▶ **Stated goal**
Check every line below for the word "this" and copy the ones that have it.
# Start of Source material
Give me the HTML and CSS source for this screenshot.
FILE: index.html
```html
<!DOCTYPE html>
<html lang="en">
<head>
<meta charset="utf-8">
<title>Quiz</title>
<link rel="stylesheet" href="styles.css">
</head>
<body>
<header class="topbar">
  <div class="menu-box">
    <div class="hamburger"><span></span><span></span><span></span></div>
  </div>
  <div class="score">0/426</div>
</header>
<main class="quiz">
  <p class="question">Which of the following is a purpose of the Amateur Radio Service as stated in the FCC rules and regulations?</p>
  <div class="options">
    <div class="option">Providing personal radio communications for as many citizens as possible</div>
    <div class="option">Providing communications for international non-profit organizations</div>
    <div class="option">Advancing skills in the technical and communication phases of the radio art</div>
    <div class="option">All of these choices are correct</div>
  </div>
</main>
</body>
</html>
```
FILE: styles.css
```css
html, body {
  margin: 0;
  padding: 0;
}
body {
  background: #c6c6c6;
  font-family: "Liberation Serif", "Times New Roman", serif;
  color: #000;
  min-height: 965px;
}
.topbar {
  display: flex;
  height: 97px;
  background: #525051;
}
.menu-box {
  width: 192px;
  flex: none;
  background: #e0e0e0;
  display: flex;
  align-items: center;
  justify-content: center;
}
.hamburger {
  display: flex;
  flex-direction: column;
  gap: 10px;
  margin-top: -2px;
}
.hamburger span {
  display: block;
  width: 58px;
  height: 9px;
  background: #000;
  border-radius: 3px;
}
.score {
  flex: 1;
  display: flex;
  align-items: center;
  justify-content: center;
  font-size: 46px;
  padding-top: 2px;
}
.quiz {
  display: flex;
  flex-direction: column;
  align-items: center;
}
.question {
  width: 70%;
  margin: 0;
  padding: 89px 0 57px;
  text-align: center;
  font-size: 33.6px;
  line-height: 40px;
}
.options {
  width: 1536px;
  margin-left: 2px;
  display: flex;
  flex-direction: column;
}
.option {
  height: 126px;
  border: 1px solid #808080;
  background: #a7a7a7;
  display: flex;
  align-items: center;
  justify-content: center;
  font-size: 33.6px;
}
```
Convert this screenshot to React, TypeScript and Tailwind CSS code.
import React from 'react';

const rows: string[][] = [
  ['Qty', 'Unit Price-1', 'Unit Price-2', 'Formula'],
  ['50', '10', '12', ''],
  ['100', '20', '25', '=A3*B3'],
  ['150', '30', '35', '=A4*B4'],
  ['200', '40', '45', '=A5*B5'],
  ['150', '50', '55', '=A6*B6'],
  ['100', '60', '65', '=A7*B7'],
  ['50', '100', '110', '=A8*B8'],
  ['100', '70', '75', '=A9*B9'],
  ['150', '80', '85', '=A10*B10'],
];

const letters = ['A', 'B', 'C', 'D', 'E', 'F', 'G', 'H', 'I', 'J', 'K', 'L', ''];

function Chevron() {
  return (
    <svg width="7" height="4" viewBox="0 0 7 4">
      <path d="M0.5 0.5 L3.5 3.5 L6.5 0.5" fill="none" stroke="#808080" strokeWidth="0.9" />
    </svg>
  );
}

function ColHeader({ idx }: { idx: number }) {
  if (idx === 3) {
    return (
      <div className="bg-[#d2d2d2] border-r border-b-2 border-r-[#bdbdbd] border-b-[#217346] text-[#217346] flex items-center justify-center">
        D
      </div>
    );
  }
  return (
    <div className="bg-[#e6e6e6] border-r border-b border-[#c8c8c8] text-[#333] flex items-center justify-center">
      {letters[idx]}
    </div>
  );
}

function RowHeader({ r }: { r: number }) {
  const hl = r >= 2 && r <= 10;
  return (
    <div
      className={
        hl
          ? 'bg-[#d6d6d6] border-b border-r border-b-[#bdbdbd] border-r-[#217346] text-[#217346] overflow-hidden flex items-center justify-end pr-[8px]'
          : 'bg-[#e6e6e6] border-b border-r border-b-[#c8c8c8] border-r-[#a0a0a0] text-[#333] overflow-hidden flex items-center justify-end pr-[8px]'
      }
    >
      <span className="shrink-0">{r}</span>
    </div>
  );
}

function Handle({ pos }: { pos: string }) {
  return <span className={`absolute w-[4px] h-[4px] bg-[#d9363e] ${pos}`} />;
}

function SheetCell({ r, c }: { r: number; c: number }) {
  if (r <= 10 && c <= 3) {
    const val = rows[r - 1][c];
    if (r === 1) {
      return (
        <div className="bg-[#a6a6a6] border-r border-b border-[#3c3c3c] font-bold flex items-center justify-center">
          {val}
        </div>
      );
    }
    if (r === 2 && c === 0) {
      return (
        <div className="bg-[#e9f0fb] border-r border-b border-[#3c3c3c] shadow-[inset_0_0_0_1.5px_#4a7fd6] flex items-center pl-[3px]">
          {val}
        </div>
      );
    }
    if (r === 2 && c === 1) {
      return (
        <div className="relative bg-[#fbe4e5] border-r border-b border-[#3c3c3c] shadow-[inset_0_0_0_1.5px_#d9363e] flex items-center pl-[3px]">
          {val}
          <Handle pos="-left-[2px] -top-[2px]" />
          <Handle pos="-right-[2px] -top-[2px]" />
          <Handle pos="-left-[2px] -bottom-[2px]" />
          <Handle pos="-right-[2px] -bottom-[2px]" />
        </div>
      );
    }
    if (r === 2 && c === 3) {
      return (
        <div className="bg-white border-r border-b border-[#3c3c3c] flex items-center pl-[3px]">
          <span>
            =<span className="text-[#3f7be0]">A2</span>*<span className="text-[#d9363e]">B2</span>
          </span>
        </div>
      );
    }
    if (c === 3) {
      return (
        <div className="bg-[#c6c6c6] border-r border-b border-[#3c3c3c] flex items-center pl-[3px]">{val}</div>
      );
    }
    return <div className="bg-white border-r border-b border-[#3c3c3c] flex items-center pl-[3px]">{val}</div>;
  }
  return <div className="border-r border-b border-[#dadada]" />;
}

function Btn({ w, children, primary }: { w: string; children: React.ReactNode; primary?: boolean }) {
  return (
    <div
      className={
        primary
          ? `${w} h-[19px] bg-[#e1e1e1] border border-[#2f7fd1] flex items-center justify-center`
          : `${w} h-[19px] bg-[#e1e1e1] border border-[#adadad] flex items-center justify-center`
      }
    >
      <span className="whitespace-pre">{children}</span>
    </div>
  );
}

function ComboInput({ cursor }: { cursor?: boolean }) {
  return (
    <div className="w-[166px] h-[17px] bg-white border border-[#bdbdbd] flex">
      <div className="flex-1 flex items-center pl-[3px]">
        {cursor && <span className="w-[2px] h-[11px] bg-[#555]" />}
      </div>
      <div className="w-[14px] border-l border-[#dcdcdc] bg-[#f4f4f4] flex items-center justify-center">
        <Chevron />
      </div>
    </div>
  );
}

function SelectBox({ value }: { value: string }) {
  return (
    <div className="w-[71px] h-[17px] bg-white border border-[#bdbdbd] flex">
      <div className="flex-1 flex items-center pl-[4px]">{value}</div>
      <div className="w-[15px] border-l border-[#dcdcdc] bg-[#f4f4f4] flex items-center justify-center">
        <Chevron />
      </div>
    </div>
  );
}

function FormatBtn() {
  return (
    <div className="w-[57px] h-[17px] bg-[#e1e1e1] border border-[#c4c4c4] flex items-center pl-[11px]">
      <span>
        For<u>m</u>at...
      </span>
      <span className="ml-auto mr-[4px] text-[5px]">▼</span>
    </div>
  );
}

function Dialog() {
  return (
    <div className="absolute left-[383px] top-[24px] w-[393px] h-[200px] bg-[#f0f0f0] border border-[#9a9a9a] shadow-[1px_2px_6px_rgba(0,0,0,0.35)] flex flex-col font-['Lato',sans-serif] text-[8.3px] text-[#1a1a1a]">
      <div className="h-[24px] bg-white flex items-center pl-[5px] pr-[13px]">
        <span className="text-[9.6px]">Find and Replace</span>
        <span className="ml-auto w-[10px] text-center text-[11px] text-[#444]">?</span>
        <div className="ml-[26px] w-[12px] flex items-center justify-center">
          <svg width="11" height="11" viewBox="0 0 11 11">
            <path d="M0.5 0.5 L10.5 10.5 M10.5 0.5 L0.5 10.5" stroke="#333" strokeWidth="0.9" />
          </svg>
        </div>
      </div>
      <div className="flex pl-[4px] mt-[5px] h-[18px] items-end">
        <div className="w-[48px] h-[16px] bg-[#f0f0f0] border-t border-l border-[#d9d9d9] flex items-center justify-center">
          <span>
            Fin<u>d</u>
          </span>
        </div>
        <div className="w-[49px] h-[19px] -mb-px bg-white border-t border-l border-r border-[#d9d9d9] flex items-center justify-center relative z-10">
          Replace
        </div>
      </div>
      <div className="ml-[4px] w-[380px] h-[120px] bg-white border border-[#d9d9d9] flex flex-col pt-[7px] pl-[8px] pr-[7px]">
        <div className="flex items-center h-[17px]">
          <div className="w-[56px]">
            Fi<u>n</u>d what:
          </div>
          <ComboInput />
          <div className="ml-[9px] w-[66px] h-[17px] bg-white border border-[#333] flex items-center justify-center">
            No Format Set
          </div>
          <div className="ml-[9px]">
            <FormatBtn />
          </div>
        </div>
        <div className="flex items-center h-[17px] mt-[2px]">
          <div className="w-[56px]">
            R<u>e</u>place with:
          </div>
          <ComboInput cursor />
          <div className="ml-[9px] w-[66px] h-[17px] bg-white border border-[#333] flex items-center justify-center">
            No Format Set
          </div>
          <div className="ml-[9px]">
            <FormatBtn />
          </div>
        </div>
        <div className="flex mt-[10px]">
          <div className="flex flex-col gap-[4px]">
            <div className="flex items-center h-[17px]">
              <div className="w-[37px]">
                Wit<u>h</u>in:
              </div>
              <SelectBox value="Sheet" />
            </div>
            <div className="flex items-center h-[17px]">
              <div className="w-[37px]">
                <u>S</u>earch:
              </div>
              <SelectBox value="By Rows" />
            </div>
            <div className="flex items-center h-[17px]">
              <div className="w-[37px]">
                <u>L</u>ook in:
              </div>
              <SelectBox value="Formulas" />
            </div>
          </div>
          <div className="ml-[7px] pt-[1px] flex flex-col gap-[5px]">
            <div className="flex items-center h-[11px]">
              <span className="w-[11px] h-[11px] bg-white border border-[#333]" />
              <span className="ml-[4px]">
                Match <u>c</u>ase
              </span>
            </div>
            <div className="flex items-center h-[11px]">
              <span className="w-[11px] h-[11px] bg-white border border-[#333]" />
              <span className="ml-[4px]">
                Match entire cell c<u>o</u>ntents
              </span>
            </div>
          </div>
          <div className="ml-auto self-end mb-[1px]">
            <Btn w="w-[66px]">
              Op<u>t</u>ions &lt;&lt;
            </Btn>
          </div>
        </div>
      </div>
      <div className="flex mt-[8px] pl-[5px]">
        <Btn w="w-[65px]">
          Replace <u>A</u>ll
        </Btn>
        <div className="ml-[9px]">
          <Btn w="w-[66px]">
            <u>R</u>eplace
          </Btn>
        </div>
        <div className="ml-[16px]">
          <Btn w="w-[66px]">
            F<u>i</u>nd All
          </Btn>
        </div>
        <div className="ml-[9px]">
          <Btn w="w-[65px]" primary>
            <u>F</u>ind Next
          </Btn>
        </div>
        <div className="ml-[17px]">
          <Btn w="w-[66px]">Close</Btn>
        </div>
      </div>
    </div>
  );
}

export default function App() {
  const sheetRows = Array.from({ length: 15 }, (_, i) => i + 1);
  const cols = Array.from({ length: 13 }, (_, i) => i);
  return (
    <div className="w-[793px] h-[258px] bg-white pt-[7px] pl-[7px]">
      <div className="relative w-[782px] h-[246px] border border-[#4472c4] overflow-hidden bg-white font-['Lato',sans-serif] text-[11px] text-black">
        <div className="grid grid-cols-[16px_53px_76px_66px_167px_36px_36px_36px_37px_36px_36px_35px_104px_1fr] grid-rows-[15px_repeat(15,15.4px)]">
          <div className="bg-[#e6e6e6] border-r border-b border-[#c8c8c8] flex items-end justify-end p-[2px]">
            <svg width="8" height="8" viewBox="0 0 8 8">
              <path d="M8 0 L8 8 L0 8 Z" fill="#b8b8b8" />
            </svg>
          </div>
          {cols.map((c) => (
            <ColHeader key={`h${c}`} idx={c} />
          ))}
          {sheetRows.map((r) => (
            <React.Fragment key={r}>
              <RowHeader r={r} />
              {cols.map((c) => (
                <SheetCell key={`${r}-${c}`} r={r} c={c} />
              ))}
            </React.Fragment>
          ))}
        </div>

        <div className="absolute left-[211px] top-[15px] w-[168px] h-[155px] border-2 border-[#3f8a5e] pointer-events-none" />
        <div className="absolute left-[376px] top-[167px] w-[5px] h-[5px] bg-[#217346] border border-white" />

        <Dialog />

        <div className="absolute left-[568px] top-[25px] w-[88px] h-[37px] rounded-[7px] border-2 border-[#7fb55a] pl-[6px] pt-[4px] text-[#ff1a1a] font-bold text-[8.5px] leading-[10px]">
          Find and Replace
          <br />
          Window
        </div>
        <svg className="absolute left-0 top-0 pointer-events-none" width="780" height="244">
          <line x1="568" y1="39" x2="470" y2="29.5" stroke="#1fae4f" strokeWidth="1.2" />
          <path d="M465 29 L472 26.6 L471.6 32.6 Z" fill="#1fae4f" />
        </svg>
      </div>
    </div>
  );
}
# End of Source material
▶ **Reply**
Give me the HTML and CSS source for this screenshot.
Convert this screenshot to React, TypeScript and Tailwind CSS code.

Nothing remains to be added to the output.